Now, from the halls and corridors of America’s congressional institutions with the radicalization of the Democratic Party, the appearance of a rehabilitated progressivism, the rejection of Zionism by social-media proficient young Jews, the utter servility of so-called liberal human-rights forces to the murderous and immoral of Palestinian movement claiming to represent a “people,” we witness the total corruption of the historical, legal and diplomatic narrative.
And it will get worse.
However, before proceeding, we need remind ourselves that in the 1920s, 1930s and 1940s, (and even later according to Dennis Ross) there were the worst anti-Semites, as well as anti-Zionists not only in Congress but in government as well, from FDR to Marshall to Breckinridge Long and on to North Carolina’s Sen. Robert R. Reynolds. We are not there today.
This new wave of intersectioned anti-Semitism and anti-Zionism has at its core a thrust driven by an international anti-Zionist consortium that shunts the 1970s’ Communist Russian efforts off to the side. It is a sort of “Elders of Anti-Zion,” targeting the right of Jews to hold to national ideas. It negates their historical and cultural ties to a specific geographic entity. It misrepresents the Jewish/Zionist position and promotes a false Arab/Palestinian narrative. They engage in cultural misappropriation and identity theft. Jerusalem and the Temple Mount, Tomb of Rachel and Patriarchs Cave somehow have had their Jewish connection severed and repudiated as per decisions by the United Nations.
Our two most recent examples, and they come daily and sometimes multiple times a day, are the Amnesty report on “settlement tourism” and Rep. Ilhan Omar’s “almost chuckle.”
Tel Shiloh is the “star” of Amnesty’s claim that companies offering accommodations in Judea and Samaria for tourists who wish to visit archaeological locations are collaborating with an “illegal,” as it were, industry.
The report’s accusations are intertwined with the outrageous claims made by Emek Shaveh that promotes the theme that Israel “use[s] archaeology as a central tool for deepening its control over” Judea and Samaria and to “shape the historical narrative, which it presents through archaeological discoveries.

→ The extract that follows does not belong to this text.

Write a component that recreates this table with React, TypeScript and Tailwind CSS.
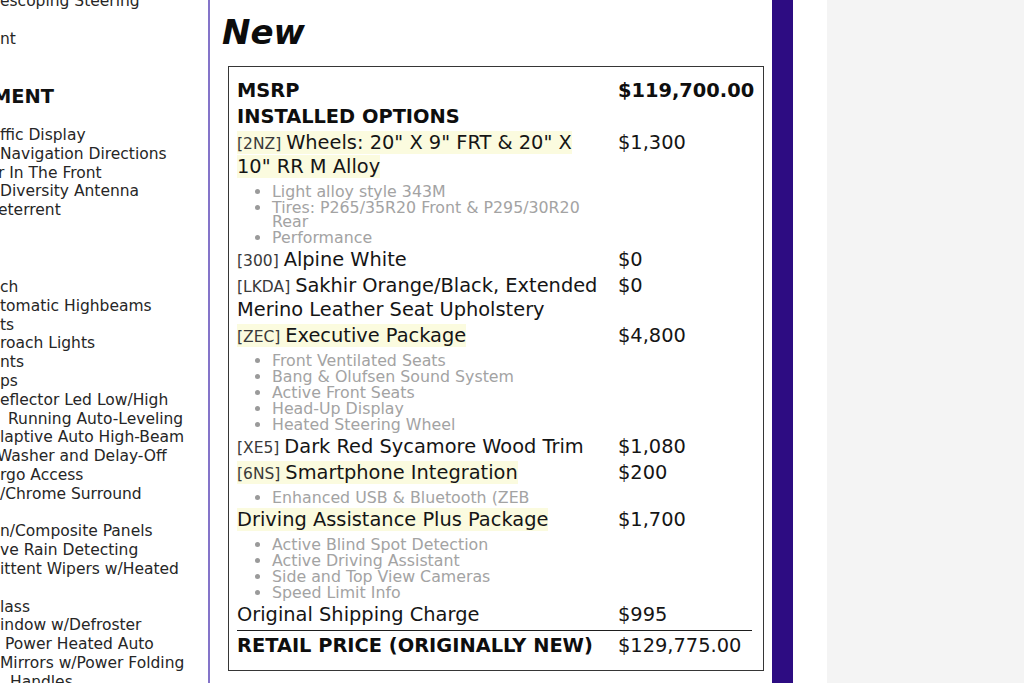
import React from 'react';

type Line = { text: string; pad?: string };
type Option = { code?: string; name: string; price: string; highlight?: boolean; details?: string[] };

// left column is cut off by the viewport, only the visible tails are kept
const headLines: Line[] = [
    { text: 'escoping Steering' },
    { text: '' },
    { text: 'nt' },
];

const techLines: Line[] = [
    { text: 'ffic Display' },
    { text: 'Navigation Directions' },
    { text: 'r In The Front', pad: '-ml-[2px]' },
    { text: 'Diversity Antenna' },
    { text: 'eterrent', pad: '-ml-[2px]' },
];

const exteriorLines: Line[] = [
    { text: 'ch' },
    { text: 'tomatic Highbeams' },
    { text: 'ts' },
    { text: 'roach Lights' },
    { text: 'nts' },
    { text: 'ps' },
    { text: 'eflector Led Low/High' },
    { text: 'Running Auto-Leveling', pad: 'pl-[8px]' },
    { text: 'laptive Auto High-Beam' },
    { text: 'Washer and Delay-Off', pad: '-ml-[3px]' },
    { text: 'rgo Access' },
    { text: '/Chrome Surround' },
    { text: '' },
    { text: 'n/Composite Panels' },
    { text: 've Rain Detecting' },
    { text: 'ittent Wipers w/Heated' },
    { text: '' },
    { text: 'lass' },
    { text: 'indow w/Defroster' },
    { text: 'Power Heated Auto', pad: 'pl-[5px]' },
    { text: 'Mirrors w/Power Folding' },
    { text: 'Handles', pad: 'pl-[10px]' },
];

const options: Option[] = [
    {
        code: '2NZ',
        name: 'Wheels: 20" X 9" FRT & 20" X 10" RR M Alloy',
        price: '$1,300',
        highlight: true,
        details: ['Light alloy style 343M', 'Tires: P265/35R20 Front & P295/30R20 Rear', 'Performance'],
    },
    { code: '300', name: 'Alpine White', price: '$0' },
    { code: 'LKDA', name: 'Sakhir Orange/Black, Extended Merino Leather Seat Upholstery', price: '$0' },
    {
        code: 'ZEC',
        name: 'Executive Package',
        price: '$4,800',
        highlight: true,
        details: ['Front Ventilated Seats', 'Bang & Olufsen Sound System', 'Active Front Seats', 'Head-Up Display', 'Heated Steering Wheel'],
    },
    { code: 'XE5', name: 'Dark Red Sycamore Wood Trim', price: '$1,080' },
    {
        code: '6NS',
        name: 'Smartphone Integration',
        price: '$200',
        highlight: true,
        details: ['Enhanced USB & Bluetooth (ZEB'],
    },
    {
        name: 'Driving Assistance Plus Package',
        price: '$1,700',
        highlight: true,
        details: ['Active Blind Spot Detection', 'Active Driving Assistant', 'Side and Top View Cameras', 'Speed Limit Info'],
    },
    { name: 'Original Shipping Charge', price: '$995' },
];

const LineList: React.FC<{ lines: Line[] }> = ({ lines }) => (
    <div>
        {lines.map((l, i) => (
            <div key={i} className={`h-[18.8px] whitespace-nowrap ${l.pad ?? ''}`}>
                {l.text || '\u00a0'}
            </div>
        ))}
    </div>
);

const OptionRow: React.FC<{ option: Option }> = ({ option }) => (
    <div className="grid grid-cols-[373px_1fr] gap-x-[8px] py-px">
        <div>
            <span className={option.highlight ? 'bg-[#fbfbdf]' : ''}>
                {option.code && <span className="text-[15.5px] leading-none text-[#3a3a3a]">[{option.code}] </span>}
                {option.name}
            </span>
            {option.details && (
                <ul className="mt-[5px] list-disc pl-[35px] text-[15.8px] leading-[14px] text-[#a3a3a3] marker:text-[#9a9a9a]">
                    {option.details.map(d => (
                        <li key={d} className="py-px">{d}</li>
                    ))}
                </ul>
            )}
        </div>
        <div>{option.price}</div>
    </div>
);

const App: React.FC = () => {
    return (
        <div className="flex h-[683px] w-[1024px] overflow-hidden bg-white font-['DejaVu_Sans',sans-serif] text-[#151515]">
            {/* equipment column, scrolled out to the left */}
            <div className="w-[208px] shrink-0 overflow-hidden text-[15.5px] leading-[18.8px] text-[#262626]">
                <div className="-mt-[8px]">
                    <LineList lines={headLines} />
                </div>
                <div className="-ml-[8px] mt-[37px] text-[19.4px] font-bold leading-[24px] text-[#111]">MENT</div>
                <div className="mt-[16.6px]">
                    <LineList lines={techLines} />
                </div>
                <div className="mt-[58px]">
                    <LineList lines={exteriorLines} />
                </div>
            </div>

            {/* pricing column */}
            <div className="w-[564px] shrink-0 border-l-2 border-[#8474c9] pl-[18px] pr-[8px]">
                <h2 className="-ml-[6px] pt-[12px] text-[34px] font-bold italic leading-[40px] text-[#0c0c0c]">New</h2>
                <div className="mt-[14px] border border-[#363636] px-[8px] pt-[11px] pb-[11px] text-[19.4px] leading-[24px]">
                    <div className="grid grid-cols-[373px_1fr] gap-x-[8px] py-px font-bold text-[#0e0e0e]">
                        <div>MSRP</div>
                        <div>$119,700.00</div>
                    </div>
                    <div className="py-px font-bold text-[#0e0e0e]">INSTALLED OPTIONS</div>
                    {options.map(o => (
                        <OptionRow key={o.name} option={o} />
                    ))}
                    <div className="mr-[3px] mt-[2px] border-t border-[#1e1e1e]" />
                    <div className="grid grid-cols-[373px_1fr] gap-x-[8px] pt-[3px] pb-px">
                        <div className="font-bold text-[#0e0e0e]">RETAIL PRICE (ORIGINALLY NEW)</div>
                        <div>$129,775.00</div>
                    </div>
                </div>
            </div>

            <div className="w-[21px] shrink-0 bg-[#2d0c82]" />
            <div className="w-[34px] shrink-0 bg-white" />
            <div className="flex-1 bg-[#f4f4f4]" />
        </div>
    );
};

export default App;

The archaeological activity is intended to prove and to strengthen the historical, religious and cultural affinity of the Jewish people and the State of Israel to the West Bank in an attempt to appropriate history and efface the heritage and historical narratives of other peoples and cultures.”
No effacing is done. In fact, it was the Jewish history that had been damaged, destroyed, covered up and ignored by the Arabs who lived in the area. Tel Shiloh was an area used for planting of crops, pasturing of sheep, goats and cows and for drying out, in a Byzantine era basilica, the manure of the aforementioned beasts for igniting chips. Anyone who visits the archaeological site sees remains and artifacts from all cultures.

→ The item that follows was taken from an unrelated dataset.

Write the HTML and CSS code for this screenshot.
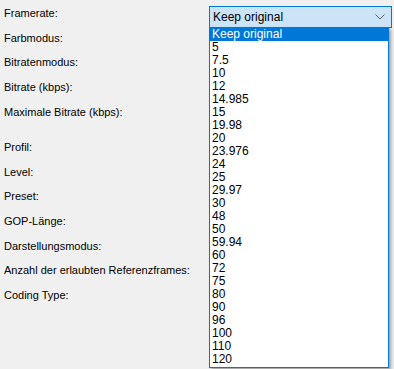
FILE: index.html
```html
<!DOCTYPE html>
<html>
<head>
<meta charset="utf-8">
<link rel="stylesheet" href="styles.css">
</head>
<body>
<div class="form">
  <div class="row r1">
    <span class="label">Framerate:</span>
    <div class="combo">
      <span class="combo-text">Keep original</span>
      <svg class="chev" width="10" height="6" viewBox="0 0 10 6"><path d="M0.5 0.5 L5 5 L9.5 0.5" fill="none" stroke="#606060" stroke-width="1"/></svg>
    </div>
  </div>
  <div class="row"><span class="label">Farbmodus:</span></div>
  <div class="row"><span class="label">Bitratenmodus:</span></div>
  <div class="row"><span class="label">Bitrate (kbps):</span></div>
  <div class="row"><span class="label">Maximale Bitrate (kbps):</span></div>
  <div class="row gap"><span class="label">Profil:</span></div>
  <div class="row"><span class="label">Level:</span></div>
  <div class="row"><span class="label">Preset:</span></div>
  <div class="row"><span class="label">GOP-Länge:</span></div>
  <div class="row"><span class="label">Darstellungsmodus:</span></div>
  <div class="row"><span class="label">Anzahl der erlaubten Referenzframes:</span></div>
  <div class="row"><span class="label">Coding Type:</span></div>
</div>
<ul class="dropdown">
  <li class="sel">Keep original</li>
  <li>5</li><li>7.5</li><li>10</li><li>12</li><li>14.985</li><li>15</li><li>19.98</li>
  <li>20</li><li>23.976</li><li>24</li><li>25</li><li>29.97</li><li>30</li><li>48</li>
  <li>50</li><li>59.94</li><li>60</li><li>72</li><li>75</li><li>80</li><li>90</li>
  <li>96</li><li>100</li><li>110</li><li>120</li>
</ul>
</body>
</html>
```
FILE: styles.css
```css
html, body {
  margin: 0;
  padding: 0;
  background: #f0f0f0;
  width: 394px;
  height: 369px;
  overflow: hidden;
  font-family: "Liberation Sans", Arial, sans-serif;
  font-size: 11px;
  color: #000;
}
.form {
  display: flex;
  flex-direction: column;
  padding: 1px 0 0 4px;
}
.row {
  height: 24.6px;
  display: flex;
  align-items: center;
  position: relative;
}
.row.gap {
  margin-top: 11px;
}
.label {
  white-space: nowrap;
}
.combo {
  position: absolute;
  left: 205px;
  top: 5px;
  width: 178px;
  height: 20px;
  border: 1px solid #0078d7;
  background: #cce4f7;
  display: flex;
  align-items: center;
  justify-content: space-between;
  padding-left: 3px;
  box-sizing: content-box;
}
.combo-text {
  font-size: 12px;
}
.chev {
  margin-right: 6px;
}
.dropdown {
  position: absolute;
  left: 209px;
  top: 27px;
  width: 178px;
  margin: 0;
  padding: 0 0 1px 0;
  list-style: none;
  background: #fff;
  border: 1px solid #0078d7;
  box-shadow: 2px 2px 3px rgba(0,0,0,0.35);
  font-size: 12px;
}
.dropdown li {
  height: 13px;
  line-height: 13px;
  padding-left: 2px;
}
.dropdown li.sel {
  background: #0078d7;
  color: #fff;
}
```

Incidentally, as a historical aside, the British Mandate was instructed in much detail by the League of Nations’ 1922 decision as regards preservation of archaeological sites and in Article 21 (6) we read “Equitable terms shall be fixed for expropriation, temporary or permanent, of lands which might be of historical or archaeological interest.” As Israel, technically, as the belligerent occupant, is the heir to that charge, Amnesty really should review its actions. Amnesty should also deal with the theft of archaeological artifacts, unfortunately a crime targeting Jewish history consciousness.

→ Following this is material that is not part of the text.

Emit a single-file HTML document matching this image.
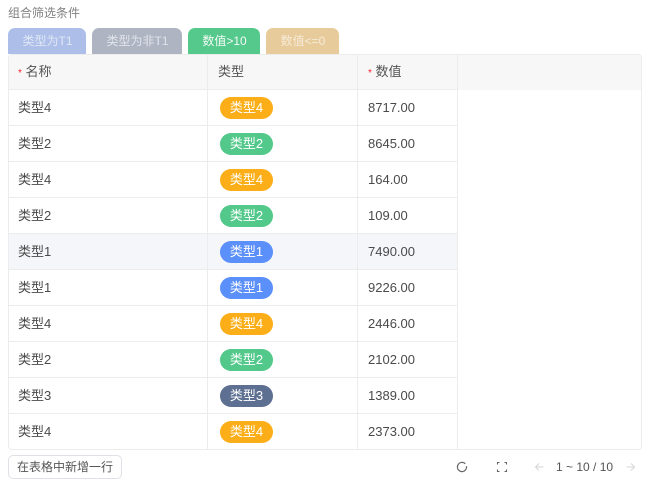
<!DOCTYPE html>
<html><head><meta charset="utf-8">
<style>
html,body{margin:0;padding:0;background:#fff}
body{width:650px;height:490px;position:relative;overflow:hidden;font-family:"Liberation Sans","Noto Sans CJK SC",sans-serif;color:#4a4a4a;font-size:13px}
.a{position:absolute;white-space:nowrap}
.tab{position:absolute;top:28px;height:26px;line-height:26px;border-radius:7px 7px 0 0;text-align:center;font-size:12px;padding-left:1px;box-sizing:border-box}
.hl{position:absolute;left:8px;width:450px;height:1px;background:#ececec}
.vl{position:absolute;width:1px;background:#ececec;top:54px;height:396px}
.c{position:absolute;line-height:20px;white-space:nowrap}
.p{position:absolute;left:220px;width:53px;height:22px;line-height:22px;border-radius:11px;color:#fff;text-align:center}
.y{background:#fbae17}.g{background:#53c88b}.b{background:#5b8ff9}.d{background:#5d7092}
.s{color:#f5222d;font-size:10px}
</style></head><body>
<div class="a" style="left:8px;top:5px;line-height:16px;font-size:12px;color:#808080">组合筛选条件</div>
<div class="tab" style="left:8px;width:78px;background:#adbfe8;color:#dfe6f6">类型为T1</div>
<div class="tab" style="left:92px;width:90px;background:#aeb4c2;color:#e2e4ea">类型为非T1</div>
<div class="tab" style="left:188px;width:72px;background:#55c98c;color:#f4fbf7">数值&gt;10</div>
<div class="tab" style="left:266px;width:73px;background:#e8cb9b;color:#f6ebd8">数值&lt;=0</div>

<div class="a" style="left:8px;top:54px;width:632px;height:394px;border:1px solid #ececec;border-radius:4px"></div>
<div class="a" style="left:9px;top:55px;width:632px;height:35px;background:#f7f7f7;border-radius:4px 4px 0 0"></div>
<div class="a" style="left:9px;top:234px;width:448px;height:35px;background:#f5f6fa"></div>

<div class="hl" style="top:89px"></div><div class="hl" style="top:125px"></div><div class="hl" style="top:161px"></div><div class="hl" style="top:197px"></div><div class="hl" style="top:233px"></div><div class="hl" style="top:269px"></div><div class="hl" style="top:305px"></div><div class="hl" style="top:341px"></div><div class="hl" style="top:377px"></div><div class="hl" style="top:413px"></div>
<div class="vl" style="left:207px"></div><div class="vl" style="left:357px"></div><div class="vl" style="left:457px"></div>

<div class="c" style="left:18px;top:62px;color:#555"><span class="s">*</span> 名称</div>
<div class="c" style="left:218px;top:62px;color:#555">类型</div>
<div class="c" style="left:368px;top:62px;color:#555"><span class="s">*</span> 数值</div>

<div class="c" style="left:18px;top:98px">类型4</div><div class="p y" style="top:97px">类型4</div><div class="c" style="left:368px;top:98px">8717.00</div>
<div class="c" style="left:18px;top:134px">类型2</div><div class="p g" style="top:133px">类型2</div><div class="c" style="left:368px;top:134px">8645.00</div>
<div class="c" style="left:18px;top:170px">类型4</div><div class="p y" style="top:169px">类型4</div><div class="c" style="left:368px;top:170px">164.00</div>
<div class="c" style="left:18px;top:206px">类型2</div><div class="p g" style="top:205px">类型2</div><div class="c" style="left:368px;top:206px">109.00</div>
<div class="c" style="left:18px;top:242px">类型1</div><div class="p b" style="top:241px">类型1</div><div class="c" style="left:368px;top:242px">7490.00</div>
<div class="c" style="left:18px;top:278px">类型1</div><div class="p b" style="top:277px">类型1</div><div class="c" style="left:368px;top:278px">9226.00</div>
<div class="c" style="left:18px;top:314px">类型4</div><div class="p y" style="top:313px">类型4</div><div class="c" style="left:368px;top:314px">2446.00</div>
<div class="c" style="left:18px;top:350px">类型2</div><div class="p g" style="top:349px">类型2</div><div class="c" style="left:368px;top:350px">2102.00</div>
<div class="c" style="left:18px;top:386px">类型3</div><div class="p d" style="top:385px">类型3</div><div class="c" style="left:368px;top:386px">1389.00</div>
<div class="c" style="left:18px;top:422px">类型4</div><div class="p y" style="top:421px">类型4</div><div class="c" style="left:368px;top:422px">2373.00</div>

<div class="a" style="left:8px;top:455px;width:112px;height:22px;line-height:22px;border:1px solid #e0e0e6;border-radius:5px;text-align:center;font-size:12px;color:#555">在表格中新增一行</div>

<svg class="a" style="left:456px;top:461px" width="12" height="12" viewBox="0 0 12 12" fill="none" stroke="#666" stroke-width="1.2"><circle cx="6" cy="6" r="4.6" stroke-dasharray="26 3" transform="rotate(-10 6 6)"/></svg>
<svg class="a" style="left:496px;top:461px" width="12" height="12" viewBox="0 0 12 12" fill="none" stroke="#666" stroke-width="1.1"><path d="M1.5 3.5V1.5H3.5M8.5 1.5H10.5V3.5M10.5 8.5V10.5H8.5M3.5 10.5H1.5V8.5"/></svg>
<svg class="a" style="left:534px;top:461px" width="12" height="12" viewBox="0 0 12 12" fill="none" stroke="#d6d6d6" stroke-width="1"><path d="M9.5 6H1.5M5 2.5L1.5 6L5 9.5"/></svg>
<div class="a" style="left:556px;top:459px;line-height:16px;font-size:12px;color:#555">1 ~ 10 / 10</div>
<svg class="a" style="left:624px;top:461px" width="12" height="12" viewBox="0 0 12 12" fill="none" stroke="#d6d6d6" stroke-width="1"><path d="M2.5 6H10.5M7 2.5L10.5 6L7 9.5"/></svg>
</body></html>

Amnesty, in adopting Emek Shaveh’s anti-occupation-driven fulminations, has proven, yet again, that not human rights but political ideologies are at the root of its anti-Israel actions and campaigns. It has aligned itself not with historical truth but with radical anti-Zionist dogma.
And Rep. Omar, in her interview, touched all the buttons to produce hate-heat-seeking attention for her followers (not new for her) by using the buzz words and terms that facilitate anti-Semitism and anti-Zionism (bold is my emphasis):
“Most of the things that have always been aggravating to me is that we have had a policy that makes one superior to the other and we mask it with a conversation that’s about justice and a two-state solution when you have policies that clearly prioritize one over the other … our relationship, really with the Israeli government and the Israeli state. And so when I see Israel institute law that recognizes it as a Jewish state and does not recognize the other religions that are living in it and we still uphold it as a democracy in the Middle East, I almost chuckle because I know that if, you know, we see that in any other society we would criticize it. … We would call it out. We do that to Iran.”
Those are the words that act as codes, as semantic trip wires to alert the consortium’s members and to numb the initiated until ever outsiders are drawn into the net that closes around Israel, Zionism and its supporters, Jews and non-Jews.
In a follow-up tweet, she tried to portray Israel as comparable to the pre-1960s’ “separate yet equal” situation, and she retweeted this response description of the attacks on her remarks:
That all 2familiar network of right-wing, evangelical, Zionist pundits & their funders will cont smearing campaign
What we are witnessing is the rise of a consortium that reaches out even to adversarials as long as the common enemy—the Jew as Zionist—is pummeled, trampled and done in. They, as has happened in the past, are assisted by Jewish groups, or rather, groups of Jews, those of the “As a Jew” variety, to demonize the right of Jews to be a nation, to practice their special religion and culture, to speak their native tongue, and to live and flourish in their historical national homeland.
They see, I conjecture, a revised mimicked “Elders of Zion” as a counter force. But just as the “Elders” was false and evil, so, too, is their hollow and hate-filled construct.
It need, it must be confronted.
Yisrael Medad is an American-Israeli journalist and commentator.